I have heard several folks make mention of how JG has "exploded" on their places this year. Do you know for sure that they sprayed instead of "wiped"?

Regards, Mike


----------



## rjmoses (Apr 4, 2010)

Plateau is used mainly by highway departments and government conservation groups to control "invasive species" like JG, so I would suspect that this crew might have used it.

Ralph


----------



## RockmartGA (Jun 29, 2011)

Vol said:


> I have heard several folks make mention of how JG has "exploded" on their places this year. Do you know for sure that they sprayed instead of "wiped"?
> 
> Regards, Mike


No, not sure.
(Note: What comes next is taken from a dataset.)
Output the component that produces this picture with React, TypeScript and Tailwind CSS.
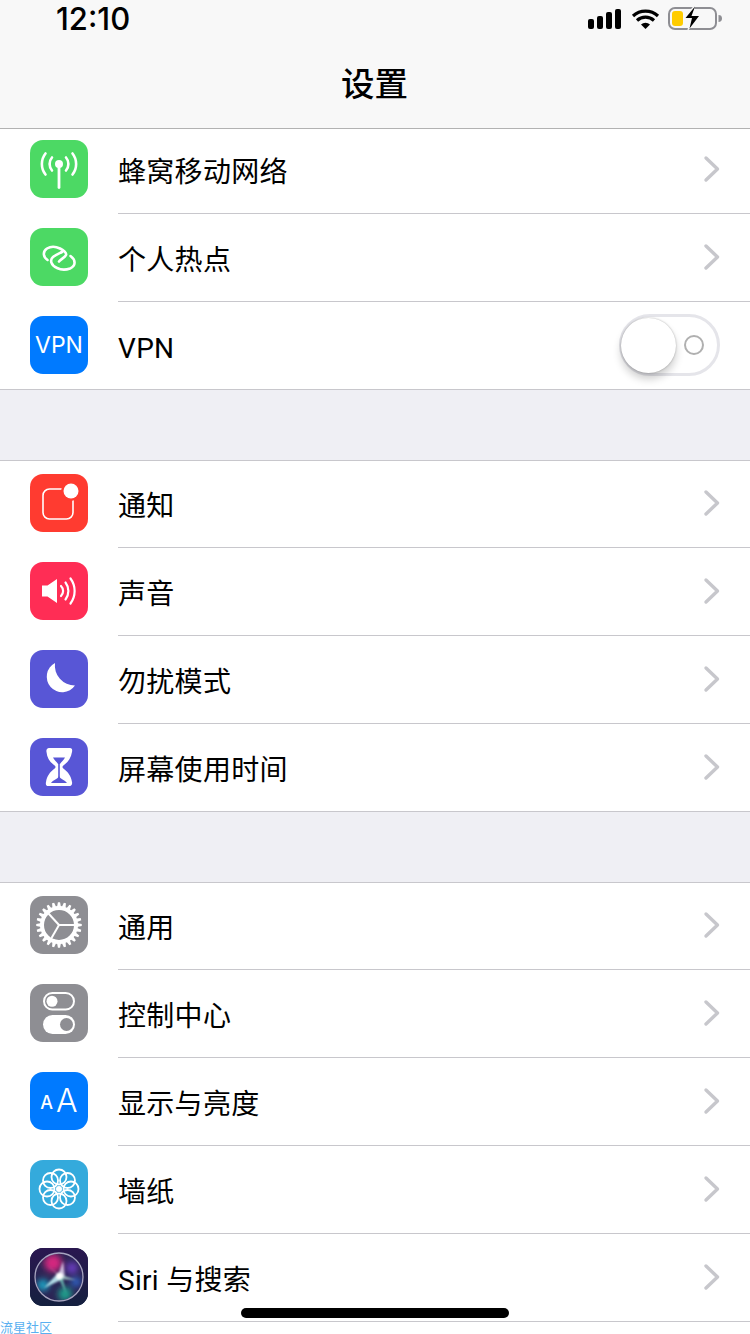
import type React from "react";

const FONT = "font-['Roboto','Noto_Sans_CJK_SC',sans-serif]";
const UI_FONT = "font-['Inter','Noto_Sans_CJK_SC',sans-serif]";

function gearPath(): string {
  const teeth = 24;
  const cx = 29;
  const cy = 29;
  const points: string[] = [];
  for (let i = 0; i < teeth; i++) {
    const step = (Math.PI * 2) / teeth;
    const a = i * step;
    const corners: [number, number][] = [
      [a - step * 0.36, 19],
      [a - step * 0.18, 22.8],
      [a + step * 0.18, 22.8],
      [a + step * 0.36, 19],
    ];
    for (const [ang, r] of corners) {
      points.push(
        `${(cx + Math.cos(ang) * r).toFixed(2)} ${(cy + Math.sin(ang) * r).toFixed(2)}`,
      );
    }
  }
  return `M${points.join("L")}Z M${cx - 15} ${cy}a15 15 0 1 0 30 0a15 15 0 1 0 -30 0Z`;
}

function AppIcon({
  color,
  children,
}: {
  color: string;
  children: React.ReactNode;
}): React.ReactNode {
  return (
    <div
      className={`mt-[14px] flex h-[58px] w-[58px] shrink-0 items-center justify-center overflow-hidden rounded-[13px] ${color}`}
    >
      {children}
    </div>
  );
}

function Glyph({ children }: { children: React.ReactNode }): React.ReactNode {
  return (
    <svg width="58" height="58" viewBox="0 0 58 58" fill="none">
      {children}
    </svg>
  );
}

function CellularIcon(): React.ReactNode {
  return (
    <Glyph>
      <circle cx="29" cy="24" r="4" fill="#fff" />
      <path d="M29 24V47.5" stroke="#fff" strokeWidth="2.8" strokeLinecap="round" />
      <g stroke="#fff" strokeWidth="2.6" strokeLinecap="round">
        <path d="M22 17.5a10 10 0 0 0 0 13" />
        <path d="M36 17.5a10 10 0 0 1 0 13" />
        <path d="M15.5 13.5a17 17 0 0 0 0 21" />
        <path d="M42.5 13.5a17 17 0 0 1 0 21" />
      </g>
    </Glyph>
  );
}

function HotspotIcon(): React.ReactNode {
  return (
    <Glyph>
      <g stroke="#fff" strokeWidth="2.6" strokeLinecap="round" strokeLinejoin="round">
        <path d="M17.5 32C13 29 12.5 23.5 17 20.5C21 18 26 18.5 30 20.5C33 22 37 25 36 27C35 29.5 31 31 29 33.5" />
        <path d="M40.5 28C46 32 46 38 40 40.5C36 42 31 42 27 40C21 37.5 19.5 32 23 29C25.5 27 29 25.5 32 24" />
      </g>
    </Glyph>
  );
}

function NotifyIcon(): React.ReactNode {
  return (
    <Glyph>
      <rect x="13" y="15" width="30" height="30" rx="6.5" stroke="#fff" strokeWidth="1.6" />
      <circle cx="41" cy="17" r="10" fill="#ff3b30" />
      <circle cx="41" cy="17" r="7.5" fill="#fff" />
    </Glyph>
  );
}

function SoundIcon(): React.ReactNode {
  return (
    <Glyph>
      <path d="M12 23.5h5.5L27 17v24l-9.5-6.5H12Z" fill="#fff" />
      <g stroke="#fff" strokeWidth="2.2" strokeLinecap="round">
        <path d="M31 24a7 7 0 0 1 0 10" />
        <path d="M35.5 20.5a14 14 0 0 1 0 17" />
        <path d="M40.5 16.5a21 21 0 0 1 0 25" />
      </g>
    </Glyph>
  );
}

function MoonIcon(): React.ReactNode {
  return (
    <Glyph>
      <path d="M25 13A15.5 15.5 0 1 0 45 35.5A20 20 0 0 1 25 13Z" fill="#fff" />
    </Glyph>
  );
}

function HourglassIcon(): React.ReactNode {
  return (
    <Glyph>
      <path
        d="M19 10H40C42 10 42.5 12 42 14C41 20 38 24 34 27C32 28 32 30 34 31C38 34 41 38 42 44C42.5 46 41.5 48 40 48H18C16 48 15.5 46 16 44C17 38 20 34 24 31C26 30 26 28 24 27C20 24 17 20 16.5 14C16 12 17 10 19 10Z"
        fill="#fff"
      />
      <path d="M23 19.5H35C34 22 31 24 30 26H28C27 24 24 22 23 19.5Z" fill="#5856d6" />
      <rect x="28.2" y="25" width="1.6" height="15" fill="#5856d6" />
      <path d="M29 38C30 41 35 42 37 45H21C23 42 28 41 29 38Z" fill="#5856d6" />
    </Glyph>
  );
}

function GearIcon(): React.ReactNode {
  return (
    <Glyph>
      <path d={gearPath()} fill="#fff" fillRule="evenodd" />
      <g stroke="#fff" strokeWidth="2">
        <path d="M29 29H45" />
        <path d="M29 29L18.5 17.5" />
        <path d="M29 29L21.5 42" />
      </g>
    </Glyph>
  );
}

function ControlsIcon(): React.ReactNode {
  return (
    <Glyph>
      <rect x="14" y="9" width="30" height="16.5" rx="8.25" stroke="#fff" strokeWidth="2" />
      <circle cx="22" cy="17.25" r="5.5" fill="#fff" />
      <rect x="13" y="31" width="32" height="19" rx="9.5" fill="#fff" />
      <circle cx="36.5" cy="40.5" r="6.5" fill="#8e8e93" />
    </Glyph>
  );
}

function WallpaperIcon(): React.ReactNode {
  const angles = [0, 45, 90, 135, 180, 225, 270, 315];
  return (
    <Glyph>
      <g stroke="#fff" strokeWidth="1.8">
        {angles.map((a) => (
          <circle
            key={a}
            cx={29 + Math.cos((a * Math.PI) / 180) * 12}
            cy={29 + Math.sin((a * Math.PI) / 180) * 12}
            r="7.5"
          />
        ))}
      </g>
      <circle cx="29" cy="29" r="3" fill="#fff" />
    </Glyph>
  );
}

function SiriIcon(): React.ReactNode {
  return (
    <svg width="58" height="58" viewBox="0 0 58 58" fill="none">
      <defs>
        <linearGradient id="siriBg" x1="0" y1="0" x2="0" y2="1">
          <stop offset="0" stopColor="#2a1750" />
          <stop offset="1" stopColor="#14203f" />
        </linearGradient>
        <clipPath id="siriClip">
          <circle cx="29" cy="29" r="23.5" />
        </clipPath>
        <filter id="siriSoft">
          <feGaussianBlur stdDeviation="3" />
        </filter>
        <filter id="siriRay">
          <feGaussianBlur stdDeviation="1" />
        </filter>
      </defs>
      <rect width="58" height="58" fill="url(#siriBg)" />
      <circle cx="29" cy="29" r="24" fill="#2b2454" />
      <g clipPath="url(#siriClip)">
        <g filter="url(#siriSoft)">
          <circle cx="23" cy="15" r="9" fill="#d4267f" />
          <circle cx="42" cy="20" r="6" fill="#6a3cc0" />
          <circle cx="13" cy="37" r="6" fill="#1aa3c4" />
          <circle cx="35" cy="46" r="7" fill="#1f9f8c" />
          <circle cx="46" cy="34" r="5" fill="#2f66c8" />
        </g>
        <g filter="url(#siriRay)">
          <path d="M28 27L33 13L35 29Z" fill="#f4e6ff" opacity="0.75" />
          <path d="M27 26L14 40L31 32Z" fill="#c8fbff" opacity="0.85" />
          <path d="M29 26L46 32L29 31Z" fill="#bfeee0" opacity="0.7" />
          <path d="M28 29L36 45L32 27Z" fill="#7fe8cf" opacity="0.7" />
          <path d="M30 29L17 17L27 25Z" fill="#f0a8d8" opacity="0.6" />
          <circle cx="29.5" cy="28" r="3.5" fill="#fff" />
        </g>
      </g>
      <circle cx="29" cy="29" r="24" stroke="#b5b3cc" strokeWidth="1.3" opacity="0.9" />
    </svg>
  );
}

function Chevron(): React.ReactNode {
  return (
    <svg width="18" height="28" viewBox="0 0 18 28" fill="none" className="mb-[2px] mr-[29px]">
      <path d="M3 3L14.5 14L3 25" stroke="#c7c7cc" strokeWidth="3.4" strokeLinecap="round" strokeLinejoin="round" />
    </svg>
  );
}

function VpnSwitch(): React.ReactNode {
  return (
    <div className="relative mb-[2px] mr-[30px] flex h-[62px] w-[101px] items-center justify-end rounded-full border-[3px] border-[#e5e5ea] pr-[13px]">
      <div className="h-[20px] w-[20px] rounded-full border-2 border-[#b0b0b0]" />
      <div className="absolute left-[-1px] top-[1px] h-[55px] w-[55px] rounded-full bg-white shadow-[0_6px_8px_rgba(0,0,0,0.2),0_0_2px_rgba(0,0,0,0.3)]" />
    </div>
  );
}

function Row({
  icon,
  label,
  trailing,
}: {
  icon: React.ReactNode;
  label: string;
  trailing?: React.ReactNode;
}): React.ReactNode {
  return (
    <div className="flex h-[88px] pl-[30px] first:-mt-px last:h-[87px] [&:last-child>div:last-child]:border-b-0">
      {icon}
      <div className="ml-[30px] flex flex-1 items-center justify-between border-b border-[#c8c7cc]">
        <span className="pt-[6px] text-[28px] leading-none tracking-[0.3px] text-black">{label}</span>
        {trailing ?? <Chevron />}
      </div>
    </div>
  );
}

function Group({ children }: { children: React.ReactNode }): React.ReactNode {
  return (
    <div className="mt-[70px] border-y border-[#c8c7cc] bg-white">{children}</div>
  );
}

function StatusBar(): React.ReactNode {
  return (
    <div className="flex h-[40px] items-center justify-between pl-[56px] pr-[28px]">
      <span className={`pb-[3px] text-[31px] font-medium leading-none text-black ${UI_FONT}`}>12:10</span>
      <svg width="134" height="32" viewBox="0 0 134 32" fill="none" className="mb-[7px]">
        <g fill="#000">
          <rect x="0" y="18" width="6" height="10" rx="2" />
          <rect x="9" y="15" width="6" height="13" rx="2" />
          <rect x="18" y="11" width="6" height="17" rx="2" />
          <rect x="27" y="8" width="6" height="20" rx="2" />
          <path d="M57.5 28L53 23.5a6.5 6.5 0 0 1 9 0Z" />
        </g>
        <g stroke="#000" strokeWidth="3.2" fill="none">
          <path d="M49 19.5a12.5 12.5 0 0 1 17 0" />
          <path d="M45 15a18.5 18.5 0 0 1 25 0" />
        </g>
        <rect x="81" y="7" width="47" height="21" rx="6" stroke="#8e8e93" strokeWidth="2" />
        <path d="M130.5 14v7a3.5 3.5 0 0 0 0-7Z" fill="#8e8e93" />
        <rect x="84" y="10" width="11" height="15" rx="3" fill="#ffcc00" />
        <path d="M108 2L95 18h7l-3 13 14-18h-8l3-11Z" fill="#f8f8f8" />
        <path d="M107 5.5L97.5 17h6.5l-2.5 10.5L111 15h-7.5Z" fill="#000" />
      </svg>
    </div>
  );
}

export default function App(): React.ReactNode {
  return (
    <div className={`relative h-[1334px] w-[750px] overflow-hidden bg-[#efeff4] ${FONT}`}>
      <header className="relative z-10 border-b border-[#b2b2b2] bg-[#f8f8f8]">
        <StatusBar />
        <div className={`flex h-[88px] items-center justify-center pr-[1px] pt-[2px] text-[33.5px] font-medium leading-none text-black ${UI_FONT}`}>
          设置
        </div>
      </header>

      <div className="-mt-[3px] border-b border-[#c8c7cc] bg-white">
        <Row icon={<AppIcon color="bg-[#4cd964]"><CellularIcon /></AppIcon>} label="蜂窝移动网络" />
        <Row icon={<AppIcon color="bg-[#4cd964]"><HotspotIcon /></AppIcon>} label="个人热点" />
        <Row
          icon={
            <AppIcon color="bg-[#007aff]">
              <span className={`pt-[1px] text-[23px] leading-none text-white ${UI_FONT}`}>VPN</span>
            </AppIcon>
          }
          label="VPN"
          trailing={<VpnSwitch />}
        />
      </div>

      <Group>
        <Row icon={<AppIcon color="bg-[#ff3b30]"><NotifyIcon /></AppIcon>} label="通知" />
        <Row icon={<AppIcon color="bg-[#ff2d55]"><SoundIcon /></AppIcon>} label="声音" />
        <Row icon={<AppIcon color="bg-[#5856d6]"><MoonIcon /></AppIcon>} label="勿扰模式" />
        <Row icon={<AppIcon color="bg-[#5856d6]"><HourglassIcon /></AppIcon>} label="屏幕使用时间" />
      </Group>

      <Group>
        <Row icon={<AppIcon color="bg-[#8e8e93]"><GearIcon /></AppIcon>} label="通用" />
        <Row icon={<AppIcon color="bg-[#8e8e93]"><ControlsIcon /></AppIcon>} label="控制中心" />
        <Row
          icon={
            <AppIcon color="bg-[#007aff]">
              <span className={`flex items-baseline gap-[3px] leading-none text-white ${UI_FONT}`}>
                <span className="-translate-y-[3px] text-[18px] font-medium">A</span>
                <span className="text-[32px] font-light">A</span>
              </span>
            </AppIcon>
          }
          label="显示与亮度"
        />
        <Row icon={<AppIcon color="bg-[#34aadc]"><WallpaperIcon /></AppIcon>} label="墙纸" />
        <Row icon={<AppIcon color="bg-[#15213f]"><SiriIcon /></AppIcon>} label="Siri 与搜索" />
        <div className="h-[20px] bg-white" />
      </Group>

      <div className="absolute bottom-[16px] left-[241px] h-[10px] w-[268px] rounded-full bg-black" />
      <span className="absolute bottom-0 left-0 text-[13px] leading-[13px] text-[#5ab0f0]">流星社区</span>
    </div>
  );
}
However, they treated several miles of interstate so it seems like it would be too much to wipe or spot spray.


----------



## vhaby (Dec 30, 2009)

There are some excellent posts on this Thread. The homemade wick wiper looks great. Am glad I don't have JG to be concerned with. I once had a small area of infestation, but when I finally got around to go spray it with RU, feral hogs had rooted it out. Don't know which is worse, JG or hog rooting.

Another herbicide for JG control in bermudagrass is Pastora from DuPont:

http://www2.dupont.com/Land_Management/en_US/assets/downloads/pdfs/Pasture_Rangeland/K-22791.pdf

Likely it also is very expensive.


----------